Together, Pastor Timmons, Rev. Step, and Rev. Kalajainen’s messages may be combined to give us this message: In life, we have the choice to grow closer to God and one another through all that we experience, to seek out people who do not know God and share with them how God longs to be in a relationship with them through accepting Jesus’ sacrificial gift upon the cross for the forgiveness of our sins, and to stay rooted in and guided by God’s Word as we love God, love our neighbors, and make disciples of Jesus.
What’s love got to do with it? Everything. “The sharing of God’s love has always been, and always will be, a vital part of this church,” said co-leader Carolyn Crumbacher. Sharing God’s love roots the mission and vision Compass Community Church leaders discerned over the last 18 months under the guidance of Rev. Kalajainen.
In selecting their 150th celebration theme of “What’s Love Got to Do with It?” members of Compass Community were prayerfully cognizant of the country’s present political climate and wars in the Middle East and Ukraine. The heightened division in the United States as the upcoming presidential election approaches made commemorating the church’s history and celebrating Juneteenth remarkably timely.
Dr. Stephen Robinson, the great-grandson of Zachary and Mary Morgan, attended the weekend of festivities. His presence is living proof of the powerful legacy of those faith-filled pioneers.
His great-grandmother, Mary, spent her final day on this earth singing hymns in the Methodist tradition, with members of this same church, just as Stephen did recently during worship services in May and June. On March 9, 1951, the 107-year old church matriarch said goodbye to her friends, laid down for a nap after their gathering, and peacefully transitioned into eternal rest.

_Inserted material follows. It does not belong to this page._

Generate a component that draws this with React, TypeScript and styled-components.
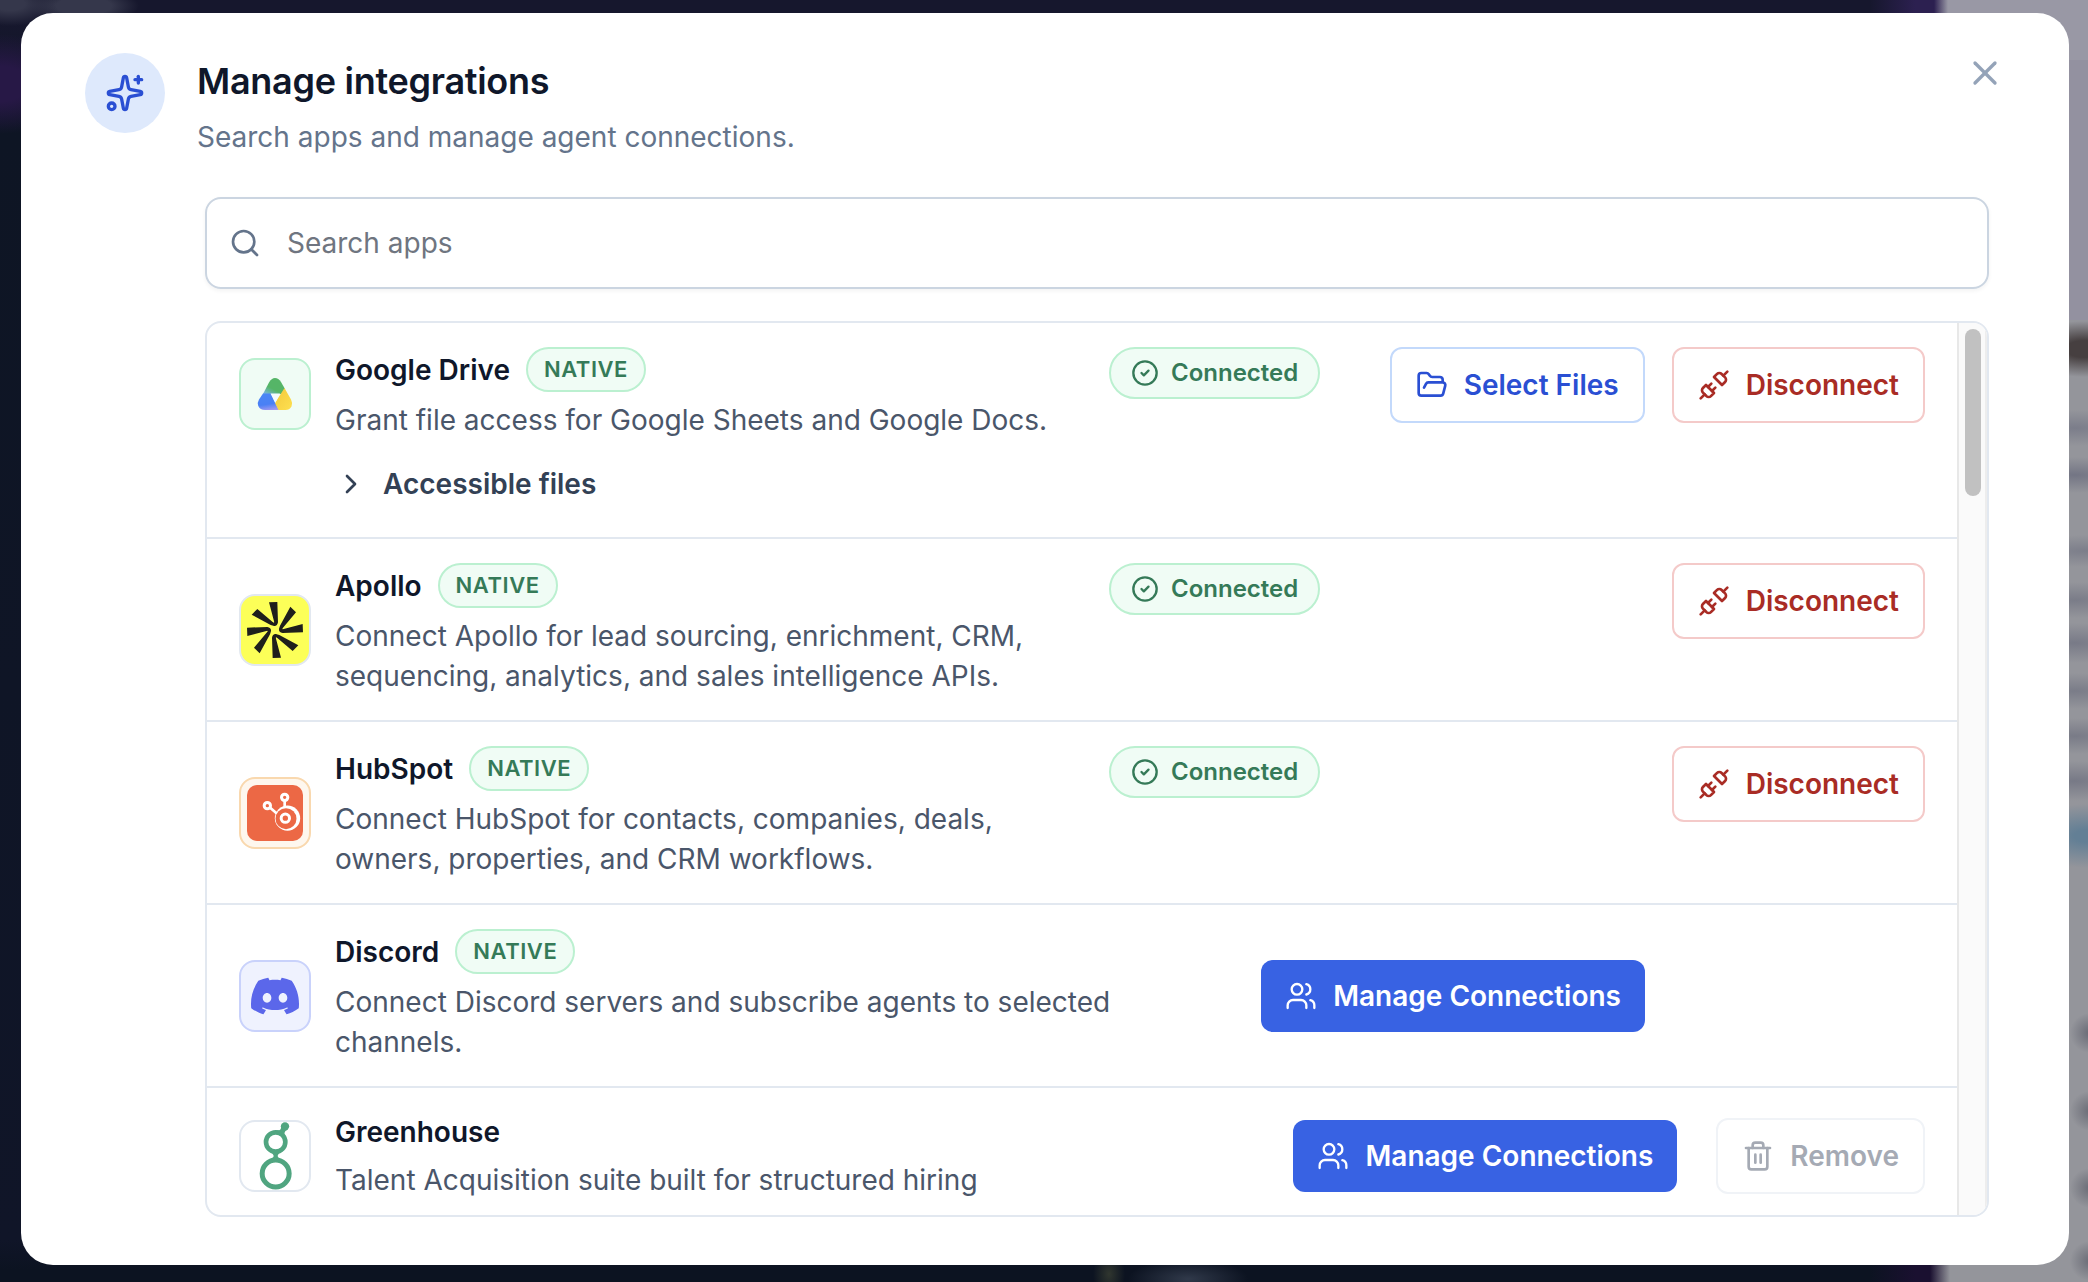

Upon her death, The Michigan Christian Advocate quoted the church’s pastor, Rev. J. Marion DeVinney (patriarch of a family that remains an integral part of the Northern Michigan community as well as the Methodist connection) as saying:
“When one looks at the fact that Boyne City is unusually free of race prejudice, he does not need to look beyond this mother and her children who have been an inspiration to the community.”